As for the Funan Techo Canal, the Cambodian government has remained resolute in its resolve to proceed with the planned project, without delay or negotiation with Vietnam. The canal project presents an opportunity for Cambodia’s young leader to establish himself as a steadfast advocate for the country’s national interests and to shore up his authority. At his swearing-in ceremony in August 2023, Hun Manet pledged to speed up development and enhance Cambodians’ livelihoods. The canal project is expected to bolster Cambodia’s self-reliance, drive its economic and social progress, and help the country reach its goals of becoming an upper-middle-income country by 2030 and a high-income country by 2050.

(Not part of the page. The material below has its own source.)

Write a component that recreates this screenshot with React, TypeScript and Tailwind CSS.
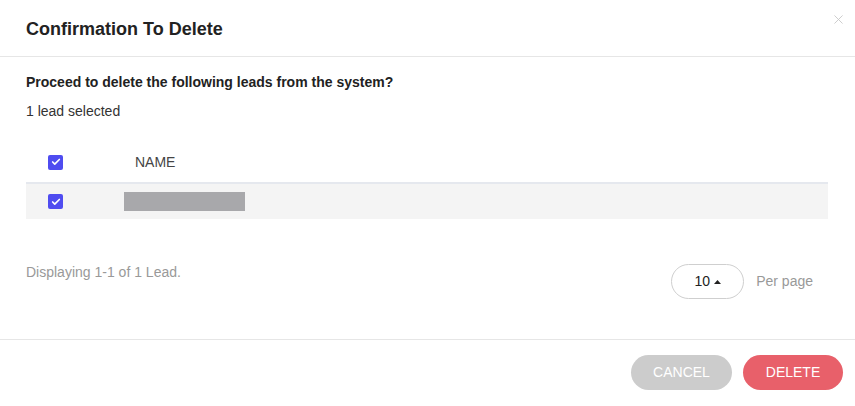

More than 17.4 million Vietnamese call the Mekong Delta, the nation’s primary granary, home, and so Vietnam has every reason to be worried about the canal’s possible impacts. The success of the canal operation depends on the stakeholders’ ability to communicate constructively and use reasonable calculations and well-formulated measures in their planning. However, Vietnam’s persistent appeals have failed to make Cambodia think twice about the Funan Techo Canal. Hence, both Vietnamese officials and ecological experts should be prepared with expert-led strategies and practical solutions to better cope with the environmental and ecological impacts that may result from the project. Given the apparent deadlock between the two Southeast Asian nations over the canal issue, the adage “God helps those who help themselves” certainly applies in this case.

Once considered allies in the resistance war against the United States, Cambodia and Vietnam have framed their ties with the mantra “good neighborliness, traditional friendship, comprehensive cooperation, and long-term stability.” But Cambodia and Vietnam are now grappling with the harsh realities of pragmatic politics, which has put this traditional relationship under strain and situated them on opposite sides of the canal issue. With Cambodia backed by China, and unwilling to back down, it is unlikely that the two countries can find common ground on a project that is infused with nationalistic importance.